Irgendwann ist das Symposium einfach zu Ende. Haben wir irgendwas verpasst? Gab es vielleicht einen Raum, von dem wir nichts wussten? Wo war die Diskussion? Langsam dämmert es uns: Wir haben heute nicht diskutiert.  Wir haben zwar unsere jeweiligen Standpunkte genannt, sie aber nicht gegenseitig überprüft. Wir haben zugestimmt, aber nicht in Frage gestellt. Wir haben genickt, und nicht den Kopf geschüttelt. Haben wir in der Schweiz verlernt zu streiten? Ohne Reibung entsteht keine Energie, ohne Energie gibt es keine Veränderung. Die Welt jedoch ändert sich, die Anforderungen an Architekturschulen damit auch. Sich den Problematiken unserer Zeit zu stellen, für die die Schweiz genauso Verantwortung übernehmen muss, wie jeder Teil dieses Planeten, ist wichtig. Wir müssen also streiten. Vielleicht brauchen die Schweizer Architekturschulen tatsächlich eine Krise, damit sie aus ihrem Inseldasein herauskommen und beginnen, darüber zu diskutieren, warum es sie eigentlich gibt. Und vielleicht sind 50 Jahre nach 1968 sogar ein hilfreicher Anlass.
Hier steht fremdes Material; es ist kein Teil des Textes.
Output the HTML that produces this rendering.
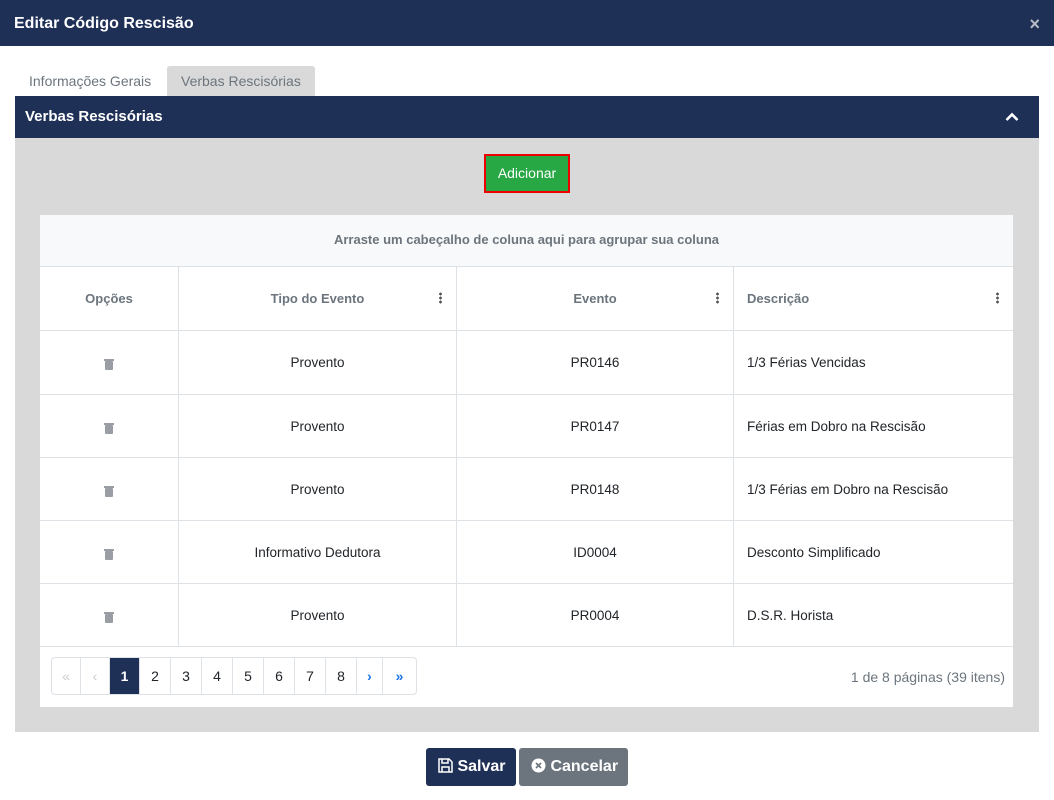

*  Dorothee Hahn ist Redaktorin der Zeitschrift trans, dem Fachmagazin des Architekturdepartements der ETH Zürich, das seit 1997 von einer unabhängigen, studentischen Redaktion geführt wird.

close

Kommentare

Dorothee Hahn, Co-redakteur trans Magazin 12.12.2017 10:14
Corrigendum: Die Aussage im Text, dass wir die einzigen geladenen Studierenden waren, ist nicht korrekt. Es sind weitere Einladungen verschickt worden, allerdings wurden diese nicht wahrgenommen...
daniel 06.12.2017 18:34
ohne energie entsteht keine reibung
Werner K. Rüegger 05.12.2017 13:34
Es geht uns allen einfach viel zu gut in diesem Land. Es gibt (im Vergleich zu den 68ern) einfach keine wirklichen Probleme. Diskussionen sind auch nur möglich wenn man einander zuhört und nicht schon während der Präsentation an den Apéro denkt. UND was wird unter dem Begriff Architekturstudium verstanden? Die Befähigung mit den immergleichen Argumenten seine Ideen zu verteidigen ODER an der Frage nach dem Sinn des Ganzen zu scheitern?
Matthias 05.12.2017 12:06
endlich hat es mal jemand verstanden Überleben (in) der Lee(h)re
curia 05.12.2017 11:22
"Überleben in der Leere" Von den grossen Daseinsmächten, Staat,Religion oder Kultur-,scheint mir die Kultur die bedeutsamste. Um ihretwillen sollte alles geschehen. Sie ist der oberste Zweck, und wo sie eine Unterordnung erfährt des Staates oder der Wirtschaft, da sollten wir uns empören! Wurde der Staat einmal vom liberale Staatsschiff und dessen Funktionären gekapert dann ist es nicht mehr all zu weit. Giorgio Agamben findet dazu noch einen besseren Ausdruck, "Ohnmächtig überlässt sich der säkularisierte Staat den ökonomischen Mächten, während die metaphysische Idee der Gerechtigkeit heimatlos durch die aufgeklärte Moderne geistert." Wenn also Studenten nur noch zu Werkzeugen ausgebildet werden, des Staates oder der Wirtschaft, dann ist es mit der Kultur nicht mehr all zu weit.